Sunday 5th June, 1700-1930
Peter Donohoe

Andante - Allegro
Allegro molto e vivace
Adagio con espressione
Allegro vivace - Presto

The two most pressing concerns for Beethoven in 1801 were his encroaching deafness and his preoccupation with 'a dear fascinating girl who', he wrote, 'loves me and whom I love'. This was the Countess Giulietta Guicciardi, a 16-year-old pupil of his who later in fact married another composer and moved to Italy. The effects on Beethoven of both this rejection and his deafness culminated in October 1802 in the famous 'Heiligenstadt Testament', a desperate farewell to the world, but his spirits recovered enough within the month to dispel thoughts of suicide.
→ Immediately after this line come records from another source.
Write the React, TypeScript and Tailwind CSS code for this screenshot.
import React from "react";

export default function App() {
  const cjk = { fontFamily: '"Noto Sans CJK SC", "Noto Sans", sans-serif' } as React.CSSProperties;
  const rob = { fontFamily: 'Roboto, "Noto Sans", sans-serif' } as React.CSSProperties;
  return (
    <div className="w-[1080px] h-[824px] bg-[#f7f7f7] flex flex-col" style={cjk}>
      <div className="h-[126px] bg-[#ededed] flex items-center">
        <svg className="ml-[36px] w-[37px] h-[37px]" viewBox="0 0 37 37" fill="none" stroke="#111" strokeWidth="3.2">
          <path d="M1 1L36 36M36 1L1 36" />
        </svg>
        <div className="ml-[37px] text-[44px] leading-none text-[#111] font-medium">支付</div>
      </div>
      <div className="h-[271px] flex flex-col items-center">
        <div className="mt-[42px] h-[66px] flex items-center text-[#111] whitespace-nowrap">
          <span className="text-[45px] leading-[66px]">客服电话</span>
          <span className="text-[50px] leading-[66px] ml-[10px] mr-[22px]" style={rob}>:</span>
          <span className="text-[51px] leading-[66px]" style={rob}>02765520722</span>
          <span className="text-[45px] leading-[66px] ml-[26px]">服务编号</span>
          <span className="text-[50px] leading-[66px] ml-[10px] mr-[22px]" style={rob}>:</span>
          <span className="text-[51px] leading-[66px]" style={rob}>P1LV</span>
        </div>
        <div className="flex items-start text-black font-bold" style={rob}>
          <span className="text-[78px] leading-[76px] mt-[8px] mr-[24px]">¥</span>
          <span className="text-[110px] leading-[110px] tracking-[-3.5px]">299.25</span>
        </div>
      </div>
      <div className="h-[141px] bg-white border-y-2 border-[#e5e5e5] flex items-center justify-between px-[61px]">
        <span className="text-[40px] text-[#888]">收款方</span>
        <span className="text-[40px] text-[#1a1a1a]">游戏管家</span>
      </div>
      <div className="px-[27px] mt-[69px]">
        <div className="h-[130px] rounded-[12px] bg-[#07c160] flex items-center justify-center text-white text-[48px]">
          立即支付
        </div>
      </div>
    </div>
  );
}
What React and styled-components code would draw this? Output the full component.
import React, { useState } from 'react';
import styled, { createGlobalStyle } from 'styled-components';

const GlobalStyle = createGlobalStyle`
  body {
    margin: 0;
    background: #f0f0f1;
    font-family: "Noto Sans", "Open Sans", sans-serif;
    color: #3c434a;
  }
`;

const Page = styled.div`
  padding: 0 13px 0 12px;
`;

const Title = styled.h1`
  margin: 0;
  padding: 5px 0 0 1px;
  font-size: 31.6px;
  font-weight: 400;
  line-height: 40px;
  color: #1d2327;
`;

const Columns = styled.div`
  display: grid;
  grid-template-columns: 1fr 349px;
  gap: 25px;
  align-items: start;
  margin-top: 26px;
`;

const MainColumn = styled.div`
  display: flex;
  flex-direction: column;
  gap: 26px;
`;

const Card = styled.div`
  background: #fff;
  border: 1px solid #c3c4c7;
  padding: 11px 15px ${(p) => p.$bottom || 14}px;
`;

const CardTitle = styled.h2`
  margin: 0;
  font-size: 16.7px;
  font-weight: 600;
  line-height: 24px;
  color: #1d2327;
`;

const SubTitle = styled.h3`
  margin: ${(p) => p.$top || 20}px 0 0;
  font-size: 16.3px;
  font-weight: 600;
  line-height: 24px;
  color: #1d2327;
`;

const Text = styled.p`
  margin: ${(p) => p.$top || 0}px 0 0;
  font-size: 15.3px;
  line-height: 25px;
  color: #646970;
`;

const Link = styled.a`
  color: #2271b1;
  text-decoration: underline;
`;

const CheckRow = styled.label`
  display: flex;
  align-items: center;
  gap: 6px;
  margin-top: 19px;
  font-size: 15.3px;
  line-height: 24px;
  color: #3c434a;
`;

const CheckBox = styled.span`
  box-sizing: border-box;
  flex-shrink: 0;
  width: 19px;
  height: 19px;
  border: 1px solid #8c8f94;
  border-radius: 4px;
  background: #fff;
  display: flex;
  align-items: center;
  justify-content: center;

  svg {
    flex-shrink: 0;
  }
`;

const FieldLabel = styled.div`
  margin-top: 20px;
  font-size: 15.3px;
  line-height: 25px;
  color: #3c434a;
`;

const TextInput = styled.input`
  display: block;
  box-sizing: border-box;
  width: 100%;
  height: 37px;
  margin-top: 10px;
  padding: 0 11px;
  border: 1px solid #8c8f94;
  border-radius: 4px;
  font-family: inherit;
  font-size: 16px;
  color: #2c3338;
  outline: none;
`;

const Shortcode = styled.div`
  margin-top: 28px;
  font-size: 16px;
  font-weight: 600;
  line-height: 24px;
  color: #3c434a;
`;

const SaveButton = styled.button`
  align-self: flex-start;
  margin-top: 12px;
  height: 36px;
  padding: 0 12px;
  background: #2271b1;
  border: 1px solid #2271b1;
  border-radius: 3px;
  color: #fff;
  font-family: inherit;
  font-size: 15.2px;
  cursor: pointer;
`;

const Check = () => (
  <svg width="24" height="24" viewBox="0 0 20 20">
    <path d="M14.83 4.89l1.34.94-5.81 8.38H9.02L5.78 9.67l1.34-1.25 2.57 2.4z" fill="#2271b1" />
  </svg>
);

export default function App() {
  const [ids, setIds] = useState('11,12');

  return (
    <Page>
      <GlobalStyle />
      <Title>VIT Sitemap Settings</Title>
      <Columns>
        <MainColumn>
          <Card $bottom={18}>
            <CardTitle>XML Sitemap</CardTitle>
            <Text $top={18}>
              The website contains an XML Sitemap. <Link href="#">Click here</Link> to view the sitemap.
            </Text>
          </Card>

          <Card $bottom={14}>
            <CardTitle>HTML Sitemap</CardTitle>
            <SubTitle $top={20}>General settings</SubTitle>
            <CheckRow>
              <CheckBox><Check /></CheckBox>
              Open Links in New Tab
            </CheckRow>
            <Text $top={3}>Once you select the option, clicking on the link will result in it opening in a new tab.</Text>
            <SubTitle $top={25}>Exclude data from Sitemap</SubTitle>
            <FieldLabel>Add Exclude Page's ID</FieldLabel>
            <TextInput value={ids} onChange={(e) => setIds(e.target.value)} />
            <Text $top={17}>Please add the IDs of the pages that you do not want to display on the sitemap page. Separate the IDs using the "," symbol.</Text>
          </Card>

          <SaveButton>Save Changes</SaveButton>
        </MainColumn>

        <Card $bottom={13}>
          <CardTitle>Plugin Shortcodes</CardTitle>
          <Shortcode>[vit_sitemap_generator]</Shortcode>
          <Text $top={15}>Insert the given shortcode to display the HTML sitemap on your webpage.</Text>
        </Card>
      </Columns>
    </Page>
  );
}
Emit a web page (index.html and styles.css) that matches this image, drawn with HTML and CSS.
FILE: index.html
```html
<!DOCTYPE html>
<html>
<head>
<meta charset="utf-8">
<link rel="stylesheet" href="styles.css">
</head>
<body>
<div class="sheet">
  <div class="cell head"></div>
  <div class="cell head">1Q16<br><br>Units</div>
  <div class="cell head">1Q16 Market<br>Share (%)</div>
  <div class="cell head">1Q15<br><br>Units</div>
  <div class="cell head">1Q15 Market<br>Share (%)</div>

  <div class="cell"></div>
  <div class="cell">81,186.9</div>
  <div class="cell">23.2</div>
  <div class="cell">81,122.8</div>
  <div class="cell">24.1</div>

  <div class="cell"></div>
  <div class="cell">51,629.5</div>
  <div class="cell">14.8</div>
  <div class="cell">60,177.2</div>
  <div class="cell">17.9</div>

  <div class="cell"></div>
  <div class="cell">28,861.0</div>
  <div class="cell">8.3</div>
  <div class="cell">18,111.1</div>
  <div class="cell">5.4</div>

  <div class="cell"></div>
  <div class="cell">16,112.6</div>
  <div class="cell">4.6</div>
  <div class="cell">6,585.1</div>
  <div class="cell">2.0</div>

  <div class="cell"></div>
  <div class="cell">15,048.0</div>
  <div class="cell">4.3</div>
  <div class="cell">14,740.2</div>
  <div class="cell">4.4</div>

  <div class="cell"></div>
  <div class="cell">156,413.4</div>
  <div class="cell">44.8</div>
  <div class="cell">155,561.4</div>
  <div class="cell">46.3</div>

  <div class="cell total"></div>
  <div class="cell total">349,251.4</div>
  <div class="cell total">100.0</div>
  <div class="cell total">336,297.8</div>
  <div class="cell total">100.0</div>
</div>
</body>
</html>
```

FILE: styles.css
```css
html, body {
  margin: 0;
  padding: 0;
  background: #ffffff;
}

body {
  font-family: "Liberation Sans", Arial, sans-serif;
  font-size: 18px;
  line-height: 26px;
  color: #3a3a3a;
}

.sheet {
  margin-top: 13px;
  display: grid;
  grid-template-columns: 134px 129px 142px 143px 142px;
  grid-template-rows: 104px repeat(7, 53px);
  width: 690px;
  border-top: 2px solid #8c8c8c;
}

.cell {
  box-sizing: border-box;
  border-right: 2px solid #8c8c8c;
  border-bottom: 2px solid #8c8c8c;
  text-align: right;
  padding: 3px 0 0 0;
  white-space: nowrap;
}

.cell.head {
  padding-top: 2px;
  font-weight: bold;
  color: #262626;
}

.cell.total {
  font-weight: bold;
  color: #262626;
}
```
Something of this 'elasticity of his nature', as Beethoven's biographer Thayer referred to it, is reflected in two of the four piano sonatas he had written the year before, in 1801, the pair of Op. 27. Here he departed from the established pattern of movements in a sonata and subtitled each work 'Sonata quasi una fantasia' (sonata in the form of a fantasia). Thus No. 1, despite being outwardly in four standard movements, is more of a continuous whole, with speed- and mood-changes within movements and a more fluid approach to key, thematic development and form.